When you have talent, people sometimes tell you it will take you straight to the top. But in Joselén Cabrera’s case, her talent took her all the way to the bottom of the world—Antarctica. And along the way she learned that worthy dreams are worth pursuing, and with those dreams there will be people to help when they are needed.
When she was 14, Joselén won a drawing contest sponsored by the Asociación Civil Antarkos in her native country, Uruguay. The prize: a trip to Antarctica for her and her schoolteacher, with a group of other students and teachers. Her father and the woman who taught her art helped show Joselén how to finish the drawing she had envisioned.
Her trip was an exciting three-stage journey: first, a military transport flight from Montevideo, Uruguay, to Punta Arenas, Chile, then an overwater flight to the Chilean base in Antarctica, followed by an overland trip to the Uruguayan outpost, Artigas Antarctica Scientific Base, some 3,000 kilometers from Montevideo. Several nations have scientific bases clustered on King George Island off the coast of Antarctica.
Joselén’s drawing and her account of her trip were featured in a national magazine, Uruguay Natural.

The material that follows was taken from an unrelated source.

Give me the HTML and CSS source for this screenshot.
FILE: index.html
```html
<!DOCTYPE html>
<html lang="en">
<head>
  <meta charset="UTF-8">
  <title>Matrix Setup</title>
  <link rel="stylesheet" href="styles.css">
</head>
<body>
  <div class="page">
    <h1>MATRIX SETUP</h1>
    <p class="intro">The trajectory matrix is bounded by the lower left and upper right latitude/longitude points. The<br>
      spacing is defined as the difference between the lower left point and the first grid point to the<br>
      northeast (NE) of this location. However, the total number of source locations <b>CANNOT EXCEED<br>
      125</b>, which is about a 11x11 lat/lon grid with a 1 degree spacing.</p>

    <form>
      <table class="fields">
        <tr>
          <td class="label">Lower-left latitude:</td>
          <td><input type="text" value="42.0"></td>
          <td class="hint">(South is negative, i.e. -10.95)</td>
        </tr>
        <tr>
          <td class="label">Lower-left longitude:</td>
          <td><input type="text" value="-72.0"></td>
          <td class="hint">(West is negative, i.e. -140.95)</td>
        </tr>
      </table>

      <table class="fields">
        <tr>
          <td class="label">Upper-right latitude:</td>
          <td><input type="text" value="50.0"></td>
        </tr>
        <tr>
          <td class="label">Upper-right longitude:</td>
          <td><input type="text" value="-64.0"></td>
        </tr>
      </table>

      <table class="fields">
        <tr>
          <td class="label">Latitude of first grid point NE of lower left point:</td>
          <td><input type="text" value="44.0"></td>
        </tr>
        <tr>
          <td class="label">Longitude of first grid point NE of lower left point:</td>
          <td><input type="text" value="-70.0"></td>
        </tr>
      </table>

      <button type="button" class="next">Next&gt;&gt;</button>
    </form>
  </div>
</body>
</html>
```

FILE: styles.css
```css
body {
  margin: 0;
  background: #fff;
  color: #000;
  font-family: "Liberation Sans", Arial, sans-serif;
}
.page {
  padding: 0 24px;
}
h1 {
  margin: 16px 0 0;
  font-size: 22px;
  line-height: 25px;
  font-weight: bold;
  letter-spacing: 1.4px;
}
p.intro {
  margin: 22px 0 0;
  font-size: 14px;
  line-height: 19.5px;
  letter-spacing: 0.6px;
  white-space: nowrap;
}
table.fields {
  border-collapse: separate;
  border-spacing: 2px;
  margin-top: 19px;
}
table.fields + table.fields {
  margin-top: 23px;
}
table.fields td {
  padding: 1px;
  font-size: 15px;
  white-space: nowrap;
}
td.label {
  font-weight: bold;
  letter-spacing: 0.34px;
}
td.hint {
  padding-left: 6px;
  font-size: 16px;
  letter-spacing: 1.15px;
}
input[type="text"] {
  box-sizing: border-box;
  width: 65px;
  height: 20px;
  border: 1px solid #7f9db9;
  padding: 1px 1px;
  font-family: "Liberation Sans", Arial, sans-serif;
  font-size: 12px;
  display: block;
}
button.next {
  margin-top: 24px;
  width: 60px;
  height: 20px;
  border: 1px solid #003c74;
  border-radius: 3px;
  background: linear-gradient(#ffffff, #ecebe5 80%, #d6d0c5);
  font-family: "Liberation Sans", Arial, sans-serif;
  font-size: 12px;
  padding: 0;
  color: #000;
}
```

Antarctica was not quite the way she had imagined it, Joselén says, smiling. Her drawing showed penguins and ice. It was summer when she visited—snow in patches on barren ground and few penguins. But that gave her the opportunity to see a few more of the sights. She enjoyed hiking along the coast, where she saw Collins Glacier, the Drake Passage, and Lake Uruguay, from which her country’s base draws fresh water. She was also able to visit other bases.
The trip was a dream come true for Joselén, who is now 19 and a member of the Colonia Suiza Branch, Colonia Uruguay District. Since the trip, she has made other dreams come true as well. One of those was to complete her Personal Progress experiences and receive her Young Womanhood Recognition. Joselén wears her medallion, she says, so that she will remember what she has achieved and what she can become as a daughter of God. Now that Joselén has finished her secondary schooling, she plans to study architecture at the university level.
So far, there have not been many opportunities to share her testimony at school. While friends respect her beliefs, they do not discuss religion very much. Joselén is quiet but never afraid to speak up for what is right. That happened once when a student told others in class that Latter-day Saints are forced to pay tithing. No, it’s not that way, she corrected. “We give willingly,” she said, explaining that tithing is a voluntary offering to God.
Joselén grew up in the Church, but she found her own testimony when she was about 12 and came to understand that she could not always rely on her parents’ knowledge. She says gaining a testimony “was not one ‘Wow!’ moment. But I knew the gospel brought me joy.”
She goes out with the sister missionaries often during her summer vacations. Occasionally, there are opportunities to bear testimony to people she knows. One day the missionary lesson turned out to be with her best friend from school. “I told her truly what I feel,” Joselén says. Joselén is glad that she was able to share her testimony with her friend.
“I like the story of Joseph Smith, when he was facing a difficult time in the Sacred Grove and still went ahead with his prayer,” she says (see Joseph Smith—History 1:15–17). “I’m fascinated by his courage.” She admires the way the young prophet stayed true to what he knew, even when others made fun of him.
There is another dream she’s working on now, and it involves another of her favorite pastimes: music. Joselén and her sister, Ileana, recently completed their certifications as organ teachers. Joselén loves to play music—from Primary songs to movie music—and she loves to listen to music, especially to the Mormon Tabernacle Choir.
“When I have a problem, a hymn will come to my mind,” she says. “Hymns help me find answers.” She attends seminary every school day in the branch meetinghouse not far from her home. “Sometimes I go early and just sit at the piano and play hymns,” she says.
When there is a general conference broadcast, she goes early so she can sit and listen to the prelude music by the Tabernacle Choir.
Now that Joselén has been to Antarctica—a place few people on earth will ever see in person—is there another special place she would like to visit?
“I’d like to go to general conference and hear the choir sing,” she says.
Who knows? If Joselén can make it to the bottom of the world, what’s to keep her from coming out on top in whatever she wants to do.